Masango was in Berlin on his way home to South Africa in 1989 when the Berlin Wall fell. “When the wall came down, I thought, ‘Well, then, apartheid is very small and won’t continue’ … and it didn’t.”
In February 1990 South African President FW de Klerk announced Nelson Mandela’s release after 27 years in prison and began the slow dismantling of the apartheid system. In 1992 a whites-only referendum approved the reform process. On April 27, 1994, the first democratic elections were held in South Africa, with people of all races being able to vote.
Masango said the Truth and Reconciliation Commission instituted by Mandela was the only way a peaceful transition could have come to South Africa. “The future at the time was very clouded,” he said. “Blacks were impatient, the military was fearful, extreme parties wanted more punishment of those affiliated with the apartheid regime. It was Mandela’s dream and Tutu gave it the theological framework.”
In the midst of all this, Masango was called as pastor by St. Giles Presbyterian Church in Johannesburg ― a white congregation. “There was some tension because some thought I was detaching from the black church,” Masango said, “but pioneers always have to face that pain.”
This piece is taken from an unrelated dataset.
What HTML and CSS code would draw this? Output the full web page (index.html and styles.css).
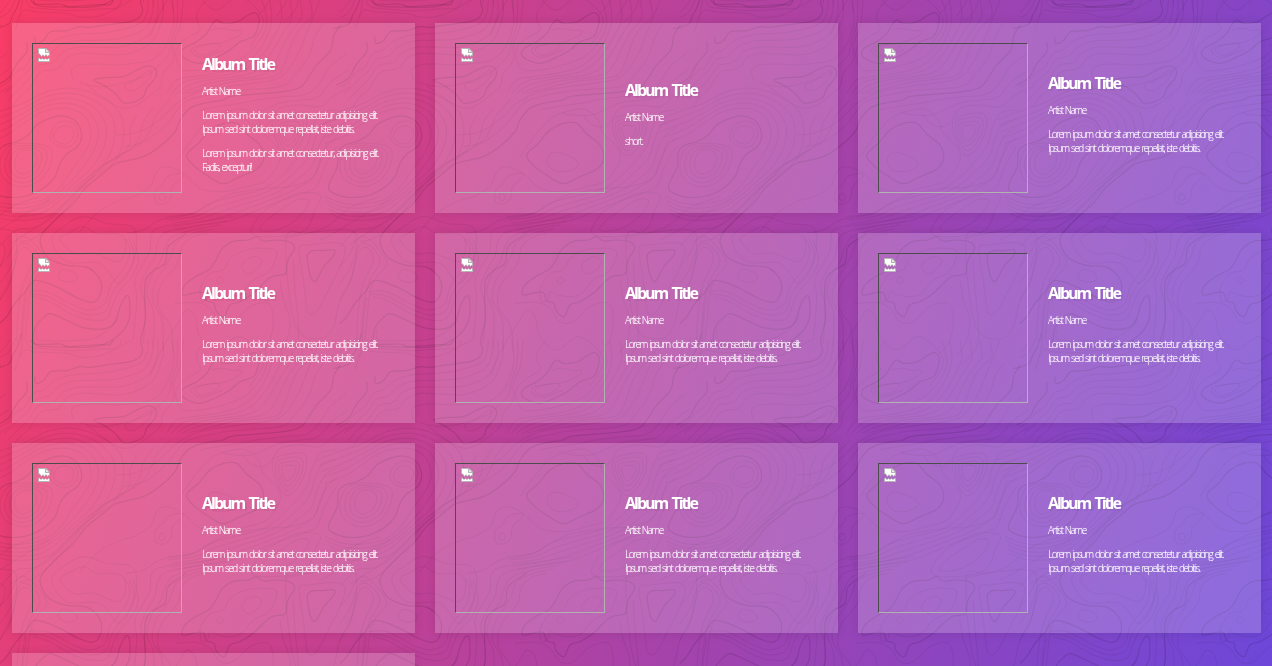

Since 1994, Masango has served as professor of practical theology at the University of Pretoria ― the university that “created” apartheid.
“You cannot be called into ministry in a racist way,” Masango said. “I had to learn to love the people I hated in order to witness to the gospel and live into the new future.”
Some students in his early years at the university got up and walked out on his classes. “I refused to allow them to be suspended as the dean wanted because my courses were required so I knew they would be back,” he said.
The call to ministry, Masango said, “is above rejection ― by whites who were offended and blacks who thought I’d turned my back. I was preparing people for ministry. Period.”